Her American debut was also made in 1950, as Aida in San Francisco. Rudolf Bing immediately offered the same role at The Met in the middle of the season. But Tebaldi, by this time a bit more worldly wise, held out for a more glamorous debut. This eventually came in 1955 with Otello, Del Monaco taking the title role. Tebaldi’s New York success arrived at exactly the right moment. Things had already turned sour at La Scala, where Callas was flavour of the year, and henceforth her main Italian platform was to be Florence’s Maggio Musicale. The rivalry had reached its high point with Tebaldi singing Violetta in Florence and Callas doing the same in Milan.
In New York Tebaldi became known as “Miss Sold Out”. She opened the 1958 season with Tosca and this was the role in which she eventually made her return to La Scala in 1959, an occasion which marked her 200th appearance in the house. Some would claim that she also inaugurated the new Metropolitan Opera House when it moved to the Lincoln Centre in 1966. The actual first performance there was of Samuel Barber’s Antony and Cleopatra, which was indifferently received. The real applause was reserved for the second night, which had Tebaldi and Franco Corelli together in Ponchielli’s La Gioconda.

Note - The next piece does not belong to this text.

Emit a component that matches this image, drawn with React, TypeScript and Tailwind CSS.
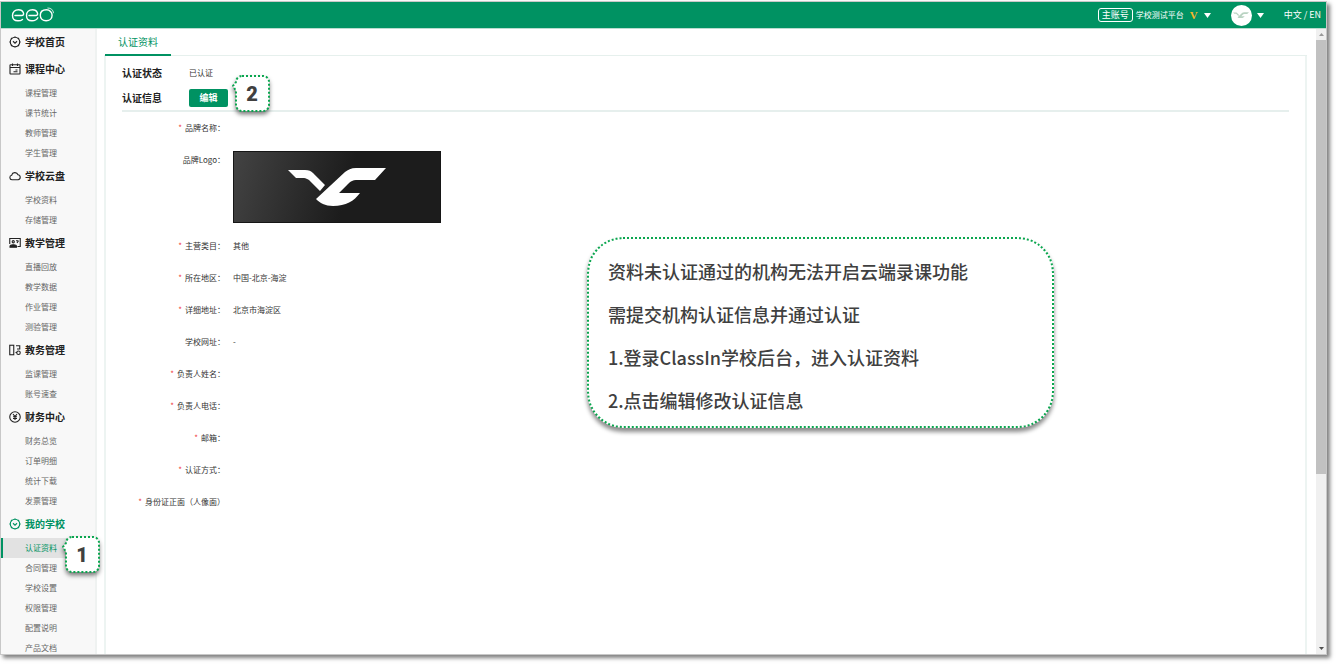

This became one of her most notable performances and it was followed two years later by Cilèa’s Adriana Lecouvreur, which she eventually persuaded Rudolf Bing to mount for her after much argument. Corelli sang a couple of performances before a virtually unknown tenor called Plácido Domingo took over. In 1970 Tebaldi added to her repertory her final new role, Minnie in Puccini’s La fanciulla del West, one of the heaviest parts of all. That was also at the Met. Her farewell stage performance was in the same house in January 1973, as Desdemona, which she had first sung almost 30 years before in Trieste.
For the next three years Tebaldi contented herself with recitals, quite often with Corelli as her partner. These took her all over the world, including a spell in Russia in 1975. Her final goodbye was, appropriately enough, at La Scala in May 1976. She was 54.
Tebaldi never married. Early in her career she had an affair with the bass Nicola Rossi-Lemeni, who decided to wed instead the daughter of the conductor, Tullio Serafin. Later there was a liaison with another conductor, Arturo Basile, but he was already married and Tebaldi, a firm Roman Catholic, broke off the relationship.
In her retirement, spent mainly between Milan and San Marino, she coached the occasional pupil but tended to avoid the limelight. She was much decorated and her awards included France’s Légion d‘Honneur.
Renata Tebaldi, Italian soprano, was born on February 1, 1922. She died on December 19, 2004, aged 82.